# Exercise objective:
Word for word, give the material below again, minus any images.

___ Recorded information

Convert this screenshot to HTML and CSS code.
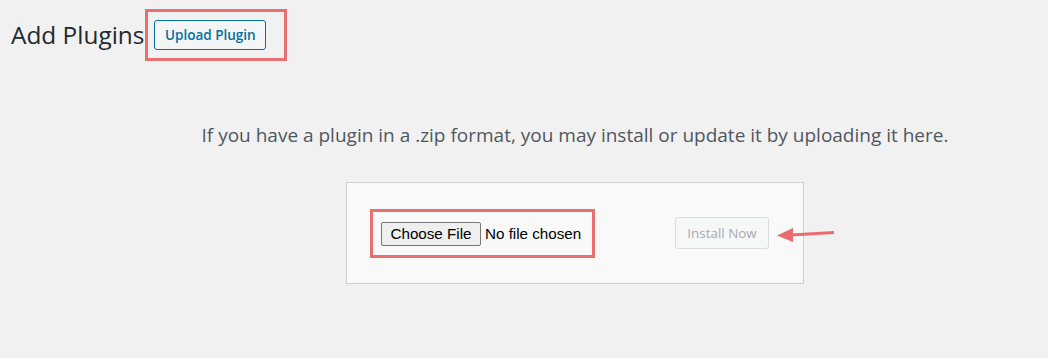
FILE: index.html
```html
<!DOCTYPE html>
<html>
<head>
<meta charset="utf-8">
<link rel="stylesheet" href="styles.css">
</head>
<body>
<div class="wrap">
  <div class="header">
    <h1 class="title">Add Plugins</h1>
    <div class="highlight highlight-top">
      <button class="upload-btn">Upload Plugin</button>
    </div>
  </div>
  <div class="upload-area">
    <p class="install-help">If you have a plugin in a .zip format, you may install or update it by uploading it here.</p>
    <div class="upload-box">
      <div class="highlight highlight-file">
        <span class="file-btn">Choose File</span>
        <span class="file-label">No file chosen</span>
      </div>
      <button class="install-btn">Install Now</button>
      <svg class="arrow" width="60" height="16" viewBox="0 0 60 16">
        <line x1="14" y1="8" x2="57" y2="5.5" stroke="#e86c6c" stroke-width="3"/>
        <polygon points="0,8.5 16,1 16,15" fill="#e86c6c"/>
      </svg>
    </div>
  </div>
</div>
</body>
</html>
```
FILE: styles.css
```css
html, body {
  margin: 0;
  padding: 0;
}
body {
  background: #f1f1f1;
  width: 1048px;
  height: 358px;
  overflow: hidden;
  font-family: "Open Sans", "Noto Sans", sans-serif;
  color: #1d2327;
}
.wrap {
  padding: 9px 0 0 11px;
}
.header {
  display: flex;
  align-items: flex-start;
}
.title {
  margin: 0;
  padding-top: 10px;
  font-size: 24.4px;
  font-weight: 400;
  line-height: 32px;
  color: #23282d;
}
.highlight {
  border: 3px solid #e87070;
  box-sizing: border-box;
}
.highlight-top {
  margin-left: 1px;
  width: 142px;
  height: 52px;
  padding: 8px 0 0 6px;
}
.upload-btn {
  width: 112px;
  height: 30px;
  box-sizing: border-box;
  border: 1px solid #0071a1;
  border-radius: 3px;
  background: #f3f5f6;
  color: #0071a1;
  font-family: "Open Sans", sans-serif;
  font-weight: 600;
  font-size: 13.5px;
  padding: 0;
  cursor: pointer;
}
.upload-area {
  padding-left: 91px;
  display: flex;
  flex-direction: column;
  align-items: center;
}
.install-help {
  margin: 61px 0 0 0;
  font-size: 19px;
  line-height: 26px;
  color: #50575e;
  white-space: nowrap;
}
.upload-box {
  margin-top: 34px;
  width: 458px;
  height: 102px;
  box-sizing: border-box;
  background: #f9f9f9;
  border: 1px solid #ccd0d4;
  display: flex;
  align-items: center;
  padding-left: 23px;
  position: relative;
}
.highlight-file {
  width: 225px;
  height: 49px;
  display: flex;
  align-items: center;
  padding-left: 8px;
  margin-top: 1px;
}
.file-btn {
  display: inline-flex;
  align-items: center;
  justify-content: center;
  width: 100px;
  height: 24px;
  box-sizing: border-box;
  border: 1px solid #767676;
  border-radius: 2px;
  background: #efefef;
  font-family: "Liberation Sans", Arial, sans-serif;
  font-size: 15.2px;
  color: #000;
}
.file-label {
  margin-left: 4px;
  font-family: "Liberation Sans", Arial, sans-serif;
  font-size: 15.2px;
  color: #000;
}
.install-btn {
  margin-left: 80px;
  width: 94px;
  height: 32px;
  box-sizing: border-box;
  border: 1px solid #dcdcde;
  border-radius: 3px;
  background: #f6f7f7;
  color: #a7aaad;
  font-family: "Open Sans", sans-serif;
  font-size: 13.4px;
  padding: 0;
}
.arrow {
  position: absolute;
  left: 430px;
  top: 44px;
}
```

______

# Final answer:
Convert this screenshot to HTML and CSS code.
FILE: index.html
```html
<!DOCTYPE html>
<html>
<head>
<meta charset="utf-8">
<link rel="stylesheet" href="styles.css">
</head>
<body>
<div class="wrap">
  <div class="header">
    <h1 class="title">Add Plugins</h1>
    <div class="highlight highlight-top">
      <button class="upload-btn">Upload Plugin</button>
    </div>
  </div>
  <div class="upload-area">
    <p class="install-help">If you have a plugin in a .zip format, you may install or update it by uploading it here.</p>
    <div class="upload-box">
      <div class="highlight highlight-file">
        <span class="file-btn">Choose File</span>
        <span class="file-label">No file chosen</span>
      </div>
      <button class="install-btn">Install Now</button>
      <svg class="arrow" width="60" height="16" viewBox="0 0 60 16">
        <line x1="14" y1="8" x2="57" y2="5.5" stroke="#e86c6c" stroke-width="3"/>
        <polygon points="0,8.5 16,1 16,15" fill="#e86c6c"/>
      </svg>
    </div>
  </div>
</div>
</body>
</html>
```
FILE: styles.css
```css
html, body {
  margin: 0;
  padding: 0;
}
body {
  background: #f1f1f1;
  width: 1048px;
  height: 358px;
  overflow: hidden;
  font-family: "Open Sans", "Noto Sans", sans-serif;
  color: #1d2327;
}
.wrap {
  padding: 9px 0 0 11px;
}
.header {
  display: flex;
  align-items: flex-start;
}
.title {
  margin: 0;
  padding-top: 10px;
  font-size: 24.4px;
  font-weight: 400;
  line-height: 32px;
  color: #23282d;
}
.highlight {
  border: 3px solid #e87070;
  box-sizing: border-box;
}
.highlight-top {
  margin-left: 1px;
  width: 142px;
  height: 52px;
  padding: 8px 0 0 6px;
}
.upload-btn {
  width: 112px;
  height: 30px;
  box-sizing: border-box;
  border: 1px solid #0071a1;
  border-radius: 3px;
  background: #f3f5f6;
  color: #0071a1;
  font-family: "Open Sans", sans-serif;
  font-weight: 600;
  font-size: 13.5px;
  padding: 0;
  cursor: pointer;
}
.upload-area {
  padding-left: 91px;
  display: flex;
  flex-direction: column;
  align-items: center;
}
.install-help {
  margin: 61px 0 0 0;
  font-size: 19px;
  line-height: 26px;
  color: #50575e;
  white-space: nowrap;
}
.upload-box {
  margin-top: 34px;
  width: 458px;
  height: 102px;
  box-sizing: border-box;
  background: #f9f9f9;
  border: 1px solid #ccd0d4;
  display: flex;
  align-items: center;
  padding-left: 23px;
  position: relative;
}
.highlight-file {
  width: 225px;
  height: 49px;
  display: flex;
  align-items: center;
  padding-left: 8px;
  margin-top: 1px;
}
.file-btn {
  display: inline-flex;
  align-items: center;
  justify-content: center;
  width: 100px;
  height: 24px;
  box-sizing: border-box;
  border: 1px solid #767676;
  border-radius: 2px;
  background: #efefef;
  font-family: "Liberation Sans", Arial, sans-serif;
  font-size: 15.2px;
  color: #000;
}
.file-label {
  margin-left: 4px;
  font-family: "Liberation Sans", Arial, sans-serif;
  font-size: 15.2px;
  color: #000;
}
.install-btn {
  margin-left: 80px;
  width: 94px;
  height: 32px;
  box-sizing: border-box;
  border: 1px solid #dcdcde;
  border-radius: 3px;
  background: #f6f7f7;
  color: #a7aaad;
  font-family: "Open Sans", sans-serif;
  font-size: 13.4px;
  padding: 0;
}
.arrow {
  position: absolute;
  left: 430px;
  top: 44px;
}
```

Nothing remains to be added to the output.